Does section 2.29 apply to the claim?

  1. The Insurer argues that the right to bring a claim against the Nominal Defendant in the case of an uninsured vehicle is found in section 2.29(1) which is in the following terms (emphasis added):

    2.29 Claim against Nominal Defendant where vehicle not insured (cf s 33 MACA)

    (1) An action for the recovery of damages in respect of the death of or injury to a person caused by the fault of the owner or driver of a motor vehicle that is not an insured motor vehicle in the use or operation of the vehicle on a road in New South Wales may be brought against the Nominal Defendant.”

  2. The Insurer says that AAB is not entitled to statutory benefits because the motor accident did not occur on a road in New South Wales.

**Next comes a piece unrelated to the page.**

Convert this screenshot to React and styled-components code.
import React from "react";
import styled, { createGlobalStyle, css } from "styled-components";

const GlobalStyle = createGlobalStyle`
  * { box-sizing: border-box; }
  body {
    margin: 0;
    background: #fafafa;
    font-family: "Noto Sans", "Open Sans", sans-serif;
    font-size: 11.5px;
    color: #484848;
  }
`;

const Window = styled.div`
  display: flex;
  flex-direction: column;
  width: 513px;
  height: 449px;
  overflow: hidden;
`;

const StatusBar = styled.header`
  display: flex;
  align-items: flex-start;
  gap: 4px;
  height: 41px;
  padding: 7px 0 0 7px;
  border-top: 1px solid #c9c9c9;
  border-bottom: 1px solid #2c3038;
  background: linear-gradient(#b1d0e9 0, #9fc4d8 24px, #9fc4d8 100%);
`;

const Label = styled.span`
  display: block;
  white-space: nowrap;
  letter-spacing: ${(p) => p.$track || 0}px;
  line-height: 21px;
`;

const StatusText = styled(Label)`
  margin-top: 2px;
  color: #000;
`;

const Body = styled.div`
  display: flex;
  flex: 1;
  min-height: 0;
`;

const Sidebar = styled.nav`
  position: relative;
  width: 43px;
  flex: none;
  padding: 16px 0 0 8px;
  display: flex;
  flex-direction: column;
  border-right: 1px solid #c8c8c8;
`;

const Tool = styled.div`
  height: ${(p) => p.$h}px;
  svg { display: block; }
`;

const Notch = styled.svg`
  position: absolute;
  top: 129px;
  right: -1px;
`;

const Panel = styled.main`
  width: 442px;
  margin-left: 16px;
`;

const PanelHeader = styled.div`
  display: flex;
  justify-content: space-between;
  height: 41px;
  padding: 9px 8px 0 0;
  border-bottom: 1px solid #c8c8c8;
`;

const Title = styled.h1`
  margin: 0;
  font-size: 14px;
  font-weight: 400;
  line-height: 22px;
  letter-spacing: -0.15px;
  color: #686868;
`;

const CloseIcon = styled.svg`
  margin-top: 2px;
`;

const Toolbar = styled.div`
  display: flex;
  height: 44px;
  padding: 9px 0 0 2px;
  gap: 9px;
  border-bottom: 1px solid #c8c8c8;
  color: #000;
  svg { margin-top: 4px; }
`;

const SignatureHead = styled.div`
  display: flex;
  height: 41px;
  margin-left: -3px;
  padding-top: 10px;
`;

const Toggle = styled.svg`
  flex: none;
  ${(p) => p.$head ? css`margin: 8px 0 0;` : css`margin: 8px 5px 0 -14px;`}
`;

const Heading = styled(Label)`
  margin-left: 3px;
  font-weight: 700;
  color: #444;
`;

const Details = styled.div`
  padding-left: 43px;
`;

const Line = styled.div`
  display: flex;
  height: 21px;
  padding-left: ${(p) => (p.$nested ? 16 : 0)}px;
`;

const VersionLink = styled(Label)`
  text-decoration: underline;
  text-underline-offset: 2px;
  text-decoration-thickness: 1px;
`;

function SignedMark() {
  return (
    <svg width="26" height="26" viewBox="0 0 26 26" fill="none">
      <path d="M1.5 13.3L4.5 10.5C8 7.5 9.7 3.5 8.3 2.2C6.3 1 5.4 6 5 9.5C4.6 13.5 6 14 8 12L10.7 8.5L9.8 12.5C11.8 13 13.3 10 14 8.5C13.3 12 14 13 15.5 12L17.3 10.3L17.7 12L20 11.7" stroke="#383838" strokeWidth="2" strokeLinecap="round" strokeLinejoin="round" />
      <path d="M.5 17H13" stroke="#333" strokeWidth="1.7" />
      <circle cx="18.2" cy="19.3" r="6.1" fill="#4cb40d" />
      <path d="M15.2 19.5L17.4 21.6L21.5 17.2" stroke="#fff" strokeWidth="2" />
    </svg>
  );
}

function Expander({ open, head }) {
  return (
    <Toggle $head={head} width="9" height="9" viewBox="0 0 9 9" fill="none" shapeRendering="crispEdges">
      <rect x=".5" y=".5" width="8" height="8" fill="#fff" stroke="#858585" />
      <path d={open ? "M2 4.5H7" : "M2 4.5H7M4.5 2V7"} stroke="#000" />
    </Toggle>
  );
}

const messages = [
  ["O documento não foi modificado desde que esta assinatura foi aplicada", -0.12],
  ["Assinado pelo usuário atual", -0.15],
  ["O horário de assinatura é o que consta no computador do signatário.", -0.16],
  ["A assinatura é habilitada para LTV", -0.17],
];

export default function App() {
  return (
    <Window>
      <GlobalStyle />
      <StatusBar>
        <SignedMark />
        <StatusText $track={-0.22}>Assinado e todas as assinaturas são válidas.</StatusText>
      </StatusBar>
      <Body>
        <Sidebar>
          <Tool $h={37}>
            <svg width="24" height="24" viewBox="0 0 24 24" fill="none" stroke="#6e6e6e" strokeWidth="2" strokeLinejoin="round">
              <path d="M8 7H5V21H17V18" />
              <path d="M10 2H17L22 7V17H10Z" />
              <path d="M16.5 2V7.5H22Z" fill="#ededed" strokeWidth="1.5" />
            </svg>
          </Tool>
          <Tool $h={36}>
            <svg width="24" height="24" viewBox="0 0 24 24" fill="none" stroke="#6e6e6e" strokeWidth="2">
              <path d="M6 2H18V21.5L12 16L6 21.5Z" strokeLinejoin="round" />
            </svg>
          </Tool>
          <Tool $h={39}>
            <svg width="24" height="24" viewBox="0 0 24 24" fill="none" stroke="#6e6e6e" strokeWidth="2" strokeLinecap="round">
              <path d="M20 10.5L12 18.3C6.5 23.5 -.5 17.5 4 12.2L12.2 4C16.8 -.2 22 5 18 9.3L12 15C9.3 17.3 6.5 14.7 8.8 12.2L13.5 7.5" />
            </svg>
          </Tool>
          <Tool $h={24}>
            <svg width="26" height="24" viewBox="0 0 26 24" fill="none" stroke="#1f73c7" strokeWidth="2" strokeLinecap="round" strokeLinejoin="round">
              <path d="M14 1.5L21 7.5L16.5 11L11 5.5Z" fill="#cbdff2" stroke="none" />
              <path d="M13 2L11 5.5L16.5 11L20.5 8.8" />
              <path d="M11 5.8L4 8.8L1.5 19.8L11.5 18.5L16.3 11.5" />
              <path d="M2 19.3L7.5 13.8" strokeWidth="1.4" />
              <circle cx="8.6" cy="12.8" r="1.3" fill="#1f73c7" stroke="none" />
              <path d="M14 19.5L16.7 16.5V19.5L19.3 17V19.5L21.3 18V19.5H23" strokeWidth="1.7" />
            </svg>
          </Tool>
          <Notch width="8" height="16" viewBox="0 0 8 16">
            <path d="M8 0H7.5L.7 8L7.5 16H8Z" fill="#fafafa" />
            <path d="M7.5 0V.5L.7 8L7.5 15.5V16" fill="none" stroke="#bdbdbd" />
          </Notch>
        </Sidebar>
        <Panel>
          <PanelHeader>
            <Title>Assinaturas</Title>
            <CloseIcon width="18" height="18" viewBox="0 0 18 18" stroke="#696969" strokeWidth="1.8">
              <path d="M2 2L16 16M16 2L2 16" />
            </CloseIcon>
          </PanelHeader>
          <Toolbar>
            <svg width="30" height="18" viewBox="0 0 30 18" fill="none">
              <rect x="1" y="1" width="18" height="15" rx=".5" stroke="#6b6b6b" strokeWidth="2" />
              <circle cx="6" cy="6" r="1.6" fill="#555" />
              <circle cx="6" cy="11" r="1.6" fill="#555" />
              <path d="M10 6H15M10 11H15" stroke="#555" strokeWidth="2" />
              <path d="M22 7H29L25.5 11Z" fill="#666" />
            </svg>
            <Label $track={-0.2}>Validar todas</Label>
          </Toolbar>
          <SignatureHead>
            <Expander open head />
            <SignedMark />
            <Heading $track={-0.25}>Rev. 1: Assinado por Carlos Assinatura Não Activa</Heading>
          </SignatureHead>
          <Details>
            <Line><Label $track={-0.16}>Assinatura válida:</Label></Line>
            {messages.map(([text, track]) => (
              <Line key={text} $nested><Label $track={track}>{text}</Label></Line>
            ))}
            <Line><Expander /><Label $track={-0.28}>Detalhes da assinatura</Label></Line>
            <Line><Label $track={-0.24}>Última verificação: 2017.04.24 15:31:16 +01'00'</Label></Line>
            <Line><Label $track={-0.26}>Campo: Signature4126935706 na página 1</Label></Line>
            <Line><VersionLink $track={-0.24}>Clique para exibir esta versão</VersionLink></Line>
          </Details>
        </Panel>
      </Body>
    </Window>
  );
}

  3. At the telephone conference held on 9 March 2021 I raised with the parties whether section 2.29 applied to the claim, particularly in light of the opening words of section 2.29(1), namely “An action for the recovery of damages…”..

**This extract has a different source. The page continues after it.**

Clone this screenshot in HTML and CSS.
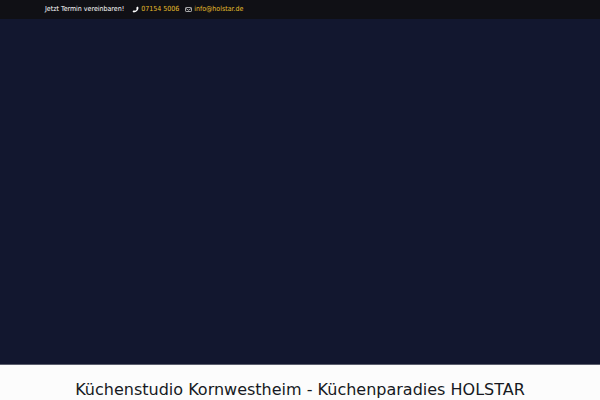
FILE: index.html
```html
<!DOCTYPE html>
<html lang="de">
  <head>
    <meta charset="UTF-8" />
    <meta name="viewport" content="width=device-width, initial-scale=1.0" />
    <title>Küchenparadies HOLSTAR</title>
    <link rel="stylesheet" href="styles.css">
  </head>
  <body>
    <header class="action-bar">
      <ul class="contact-details">
        <li class="slogan">Jetzt Termin vereinbaren!</li>
        <li class="phone">
          <svg class="icon" viewBox="0 0 14 14" aria-hidden="true">
            <path d="M10.6 1.2 13 3.2C13 8.6 8.6 13 3.2 13L1 10.5 4 8.3 5.8 9.6C7.5 8.9 8.9 7.5 9.5 5.8L8.3 4Z" fill="currentColor" />
          </svg>
          <a href="tel:071545006">07154 5006</a>
        </li>
        <li class="mail">
          <svg class="icon" viewBox="0 0 14 14" aria-hidden="true">
            <rect x="1" y="3" width="12" height="8" rx="1.5" fill="none" stroke="currentColor" stroke-width="1.3" />
            <path d="M1.5 4.5 7 8.5 12.5 4.5" fill="none" stroke="currentColor" stroke-width="1.2" />
          </svg>
          <a href="mailto:info@holstar.de">info@holstar.de</a>
        </li>
      </ul>
    </header>
    <div class="hero"></div>
    <main class="content">
      <h1 class="title">Küchenstudio Kornwestheim - Küchenparadies HOLSTAR</h1>
    </main>
  </body>
</html>
```

FILE: styles.css
```css
body {
  margin: 0;
  background-color: #fcfcfc;
  color: #161922;
  font-family: "DejaVu Sans", sans-serif;
}

.action-bar {
  padding: 0 45px;
  background-color: #101015;
  color: white;
}

.contact-details {
  display: flex;
  gap: 6px;
  margin: 0;
  padding: 0;
  list-style: none;
  font-family: "DejaVu Sans Condensed", "DejaVu Sans", sans-serif;
  font-size: 7px;
  line-height: 19px;
}

.slogan {
  padding-right: 2px;
}

.contact-details li {
  display: flex;
  align-items: center;
  gap: 2px;
}

.contact-details a {
  color: #e5be2c;
  text-decoration: none;
}

.icon {
  width: 7px;
  height: 7px;
}

.hero {
  height: calc(100vh - 54px);
  background-color: #12172f;
  border-bottom: 1px solid #5b5e6d;
  box-sizing: border-box;
}

.content {
  padding: 15px 20px;
}

.title {
  margin: 0;
  font-size: 16px;
  font-weight: normal;
  line-height: 19px;
  text-align: center;
}
```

  4. In response to directions made at the telephone conference further submissions have been provided by both parties in relation to this issue.

  5. The Insurer’s submissions point to section 2.28 of the Act which reads as follows:

2.28 Application of Division to statutory benefits

For the purposes of the application of this Division to a claim against the Nominal Defendant for statutory benefits payable under Part 3, the liability of the Nominal Defendant is deemed to be a liability in respect of death or injury caused by the fault of the owner or driver of a vehicle that is not an insured motor vehicle or, as the case may be, a vehicle the identity of which cannot be established.”

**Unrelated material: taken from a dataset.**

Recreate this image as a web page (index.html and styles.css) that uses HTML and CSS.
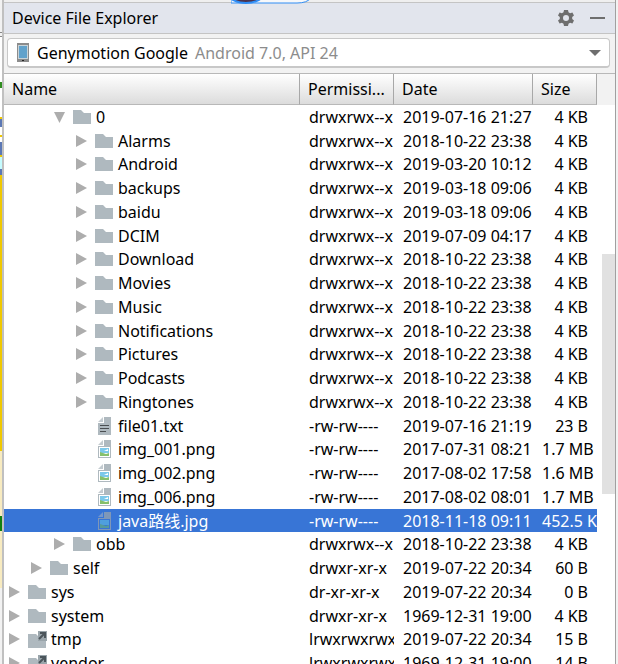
FILE: index.html
```
<!DOCTYPE html>
<html lang="en">
<head>
<meta charset="utf-8">
<title>Device File Explorer</title>
<link rel="stylesheet" href="styles.css">
</head>
<body>
<svg class="defs" aria-hidden="true">
  <symbol id="folder" viewBox="0 0 18 14"><path d="M0 0h8l3 3h7v11H0z" fill="#afb9bf"/></symbol>
  <symbol id="link" viewBox="0 0 19 17"><path d="M0 3h8l3 3h7v11H0z" fill="#afb9bf"/><path d="M10 0h9v10h-9z" fill="#9aa5ab"/><path d="M12 2h5v5M17 2l-6 6" fill="none" stroke="#4b555b" stroke-width="2"/></symbol>
  <symbol id="text" viewBox="0 0 13 18"><path d="M6 0h7v18H0V6h6z" fill="#afb9bf"/><path d="M0 5l5-5v5z" fill="#c3cbd0"/><path d="M2 8.500h9M2 11.500h9M2 14.500h6" stroke="#4b4f52" stroke-width="1"/></symbol>
  <symbol id="image" viewBox="0 0 13 18"><path d="M6 0h7v18H0V6h6z" fill="#afb9bf"/><path d="M0 5l5-5v5z" fill="#c3cbd0"/><path d="M1 7h11v10H1z" fill="#fff"/><path d="M2 8h9v5H2z" fill="#7cc8ea"/><path d="M2 16v-4l3 1 3 1 3-1v3z" fill="#86c06c"/><path d="M6 11l4-2v2z" fill="#fff"/></symbol>
  <symbol id="image-on" viewBox="0 0 13 18"><path d="M6 0h7v18H0V6h6z" fill="#7f97b8"/><path d="M0 5l5-5v5z" fill="#7697cb"/><path d="M1 7h11v10H1z" fill="#3875d6"/><path d="M2 8h9v5H2z" fill="#4f9fdd"/><path d="M2 16v-4l3 1 3 1 3-1v3z" fill="#559a9b"/></symbol>
</svg>
<div class="window">
  <div class="editor-edge"></div>
  <section class="panel">
    <div class="top-edge"><svg class="avatar" viewBox="0 0 86 5"><path d="M0 3H66Q76 3 80-2H0z" fill="#f7f8fa" stroke="#2f8df5" stroke-width="1"/><ellipse cx="15" cy="-6" rx="17" ry="9" fill="#4a3350" stroke="#2f8df5" stroke-width="2"/></svg></div>
    <header class="title-bar">
      <h1>Device File Explorer</h1>
      <button type="button" aria-label="Settings"><svg width="16" height="16" viewBox="0 0 16 16"><path fill="#6e6e6e" fill-rule="evenodd" d="M6 0h4l.5 2.300 1.600.9 2.300-.8 1.600 3-1.800 1.600v2l1.800 1.600-1.600 3-2.300-.8-1.600.9L10 16H6l-.5-2.300-1.600-.9-2.300.8-1.600-3L1.800 9V7L0 5.400l1.600-3 2.300.8 1.600-.9zM8 5a3 3 0 100 6 3 3 0 000-6z"/></svg></button>
      <button type="button" aria-label="Hide"><svg width="16" height="16" viewBox="0 0 16 16"><path fill="#6e6e6e" d="M0 7h15v2H0z"/></svg></button>
    </header>
    <div class="device-bar">
      <button type="button" class="device">
        <svg width="12" height="19" viewBox="0 0 12 19"><path d="M0 0h12v19H0z" fill="#8c8c8c"/><path d="M1 2h10v14H1z" fill="#c9d3d8"/><path d="M2 3h8v12H2z" fill="#62a2cb"/><path d="M5 17h2v1H5z" fill="#222"/></svg>
        <span class="device-name">Genymotion Google</span>
        <span class="device-os">Android 7.0, API 24</span>
        <svg class="arrow" width="12" height="6" viewBox="0 0 12 6"><path d="M0 0h12L6 6z" fill="#6e6e6e"/></svg>
      </button>
    </div>
    <div class="files">
      <table>
        <colgroup><col><col class="c-perm"><col class="c-date"><col class="c-size"></colgroup>
        <thead><tr><th>Name</th><th>Permissi...</th><th>Date</th><th>Size</th></tr></thead>
        <tbody id="rows"></tbody>
      </table>
      <div class="scroll"><div class="corner"></div><div class="thumb"></div></div>
    </div>
  </section>
  <div class="right-edge"></div>
</div>
<script src="files.js"></script>
</body>
</html>
```
FILE: files.js
```
const D = "drwxrwx--x", F = "-rw-rw----", O = "2018-10-22 23:38";
// [depth, icon, name, permissions, date, size, state]
const files = [
  [2, "folder", "0", D, "2019-07-16 21:27", "4 KB", "open"],
  [3, "folder", "Alarms", D, O, "4 KB"],
  [3, "folder", "Android", D, "2019-03-20 10:12", "4 KB"],
  [3, "folder", "backups", D, "2019-03-18 09:06", "4 KB"],
  [3, "folder", "baidu", D, "2019-03-18 09:06", "4 KB"],
  [3, "folder", "DCIM", D, "2019-07-09 04:17", "4 KB"],
  [3, "folder", "Download", D, O, "4 KB"],
  [3, "folder", "Movies", D, O, "4 KB"],
  [3, "folder", "Music", D, O, "4 KB"],
  [3, "folder", "Notifications", D, O, "4 KB"],
  [3, "folder", "Pictures", D, O, "4 KB"],
  [3, "folder", "Podcasts", D, O, "4 KB"],
  [3, "folder", "Ringtones", D, O, "4 KB"],
  [3, "text", "file01.txt", F, "2019-07-16 21:19", "23 B"],
  [3, "image", "img_001.png", F, "2017-07-31 08:21", "1.7 MB"],
  [3, "image", "img_002.png", F, "2017-08-02 17:58", "1.6 MB"],
  [3, "image", "img_006.png", F, "2017-08-02 08:01", "1.7 MB"],
  [3, "image-on", "java路线.jpg", F, "2018-11-18 09:11", "452.5 KB", "selected"],
  [2, "folder", "obb", D, O, "4 KB"],
  [1, "folder", "self", "drwxr-xr-x", "2019-07-22 20:34", "60 B"],
  [0, "folder", "sys", "dr-xr-xr-x", "2019-07-22 20:34", "0 B"],
  [0, "folder", "system", "drwxr-xr-x", "1969-12-31 19:00", "4 KB"],
  [0, "link", "tmp", "lrwxrwxrwx", "2019-07-22 20:34", "15 B"],
  [0, "link", "vendor", "lrwxrwxrwx", "1969-12-31 19:00", "14 B"]
];
const sizes = { folder: [18, 14], link: [19, 17], text: [13, 18], image: [13, 18], "image-on": [13, 18] };
document.getElementById("rows").innerHTML = files.map(([depth, icon, name, perm, date, size, state]) => {
  const [w, h] = sizes[icon];
  const toggle = icon === "folder" || icon === "link"
    ? `<svg class="toggle" width="11" height="12" viewBox="0 0 11 12"><path d="${state === "open" ? "M0 1h11L5.500 12z" : "M0 0l11 6-11 6z"}" fill="#adadad"/></svg>`
    : `<span class="toggle"></span>`;
  return `<tr class="${state || ""}"><td><div class="name depth-${depth}">${toggle}<span class="icon ${icon}"><svg width="${w}" height="${h}"><use href="#${icon}"/></svg></span>${name}</div></td><td>${perm}</td><td>${date}</td><td class="size">${size}</td></tr>`;
}).join("");
```
FILE: styles.css
```
* { box-sizing: border-box; }
body { margin: 0; background: #f2f2f2; color: #000; font: 16px/22px "Noto Sans", "Noto Sans CJK SC", sans-serif; }
button { font: inherit; color: inherit; border: 0; padding: 0; background: none; display: flex; }
svg { display: block; flex: none; }
.defs { position: absolute; width: 0; height: 0; }
.window { display: flex; height: 100vh; overflow: hidden; }
.editor-edge { flex: none; width: 4px; border-right: 2px solid #c0c0c0;
  background: linear-gradient(#f2f2f2 0 32px, #888 32px 33px, #f2f2f2 33px 36px, #888 36px 37px, #fff 37px 82px, #2f8d20 82px 88px, #fff 88px 117px, #f0c800 117px 119px, #5c78b5 119px 127px, #fff 127px 135px, #f0c800 135px 137px, #fff 137px 142px, #5c78b5 142px 155px, #f0c800 155px 157px, #c5fcff 157px 169px, #5c78b5 169px 175px, #f0c800 175px 451px, #f8ebc0 451px 516px, #118011 516px 531px, #f8ebc0 531px 588px, #f2f2f2 588px); }
.panel { flex: 1; min-width: 0; display: flex; flex-direction: column; }
.top-edge { flex: none; height: 3px; background: #efefef; border-bottom: 1px solid #c4c4c4; padding-left: 227px; }
.avatar { position: relative; width: 86px; height: 5px; }
.title-bar { flex: none; display: flex; align-items: center; gap: 16px; height: 31px; padding: 0 9px 0 8px; background: #e2e5ed; border-bottom: 1px solid #c4c4c4; }
h1 { flex: 1; margin: 0; font: inherit; }
.device-bar { flex: none; padding: 4px 5px 5px 3px; border-bottom: 1px solid #b8b8b8; }
.device { width: 100%; height: 30px; align-items: center; background: #fff; border: 1px solid #c8c8c8; border-bottom-width: 2px; border-radius: 4px; padding: 0 8px 0 9px; text-align: left; }
.device-name { margin-left: 8px; }
.device-os { margin-left: 7px; color: #8c8c8c; flex: 1; }
.files { flex: 1; min-height: 0; display: flex; background: #fff; }
table { flex: 1; min-width: 0; width: 100%; align-self: flex-start; table-layout: fixed; border-collapse: separate; border-spacing: 0; }
.c-perm { width: 94px; }
.c-date { width: 139px; }
.c-size { width: 64px; }
th { height: 31px; padding: 0 8px; text-align: left; font-weight: 400; background: linear-gradient(#fff, #dcdcdc); border-right: 1px solid #a8a8a8; border-bottom: 1px solid #b8b8b8; white-space: nowrap; overflow: hidden; }
td { height: 24px; padding: 0 0 0 9px; white-space: nowrap; overflow: hidden; }
tr:nth-child(4n + 2) td { height: 23px; }
td:first-child { padding: 0; }
.size { padding-right: 9px; text-align: right; }
.selected { background: #3875d6; color: #fff; }
.name { display: flex; align-items: center; }
.depth-0 { padding-left: 5px; }
.depth-1 { padding-left: 27px; }
.depth-2 { padding-left: 50px; }
.depth-3 { padding-left: 72px; }
.toggle { width: 11px; margin-right: 8px; }
.icon { display: flex; justify-content: center; width: 18px; margin-right: 5px; }
.icon.link { justify-content: flex-start; }
.scroll { flex: none; width: 18px; }
.corner { height: 31px; background: #f2f2f2; }
.thumb { width: 13px; height: 240px; margin: 149px 0 0 5px; background: #e1e1e1; }
.right-edge { flex: none; width: 3px; border-left: 1px solid #a0a0a0; background: #f2f2f2; }
```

  1. The Insurer argues that the effect of section 2.28 is that the whole of Division 2.4, including section 2.29, applies to a claim for statutory benefits.

  2. I do not agree. In my view, the section deems the Nominal Defendant’s liability to pay statutory benefits under Part 3 to be a liability caused by the fault of the owner or driver of the vehicle.

  3. The Insurer argues that before Part 3 has any application the issue of whether a claim for benefits can be made against the Nominal Defendant must be resolved.

  4. It seems to me that this submission, when considered against the language of section 2.28, puts the cart before the horse.

  5. On my reading of the provision, section 2.28 requires there to be an established liability on the part of the Nominal Defendant to pay statutory benefits under Part 3. If there is a liability to pay statutory benefits, the section then deems that liability, for the purposes of the application of Division 2.4 to the claim, to be a liability in respect of (in this case) injury caused by the fault of the owner or driver of the vehicle that is not insured.

  6. This interpretation of section 2.28 lends support to the conclusion that Part 3 of the Act is the starting point in relation to a determination of AAB’s entitlement to payment of statutory benefits.

  7. Subject to what I say below in relation to Part 3, if section 2.28 was intended to have the effect contended for by the Insurer, any such intention should be clear from the language used in the section. In my view, it is not.

  8. As discussed earlier in these reasons, an entitlement to statutory benefits arises as a consequence of Part 3 of the Act. As Wright J found in Moon [at 31], “Statutory benefits are governed by Pt 3 of the MAI Act…”.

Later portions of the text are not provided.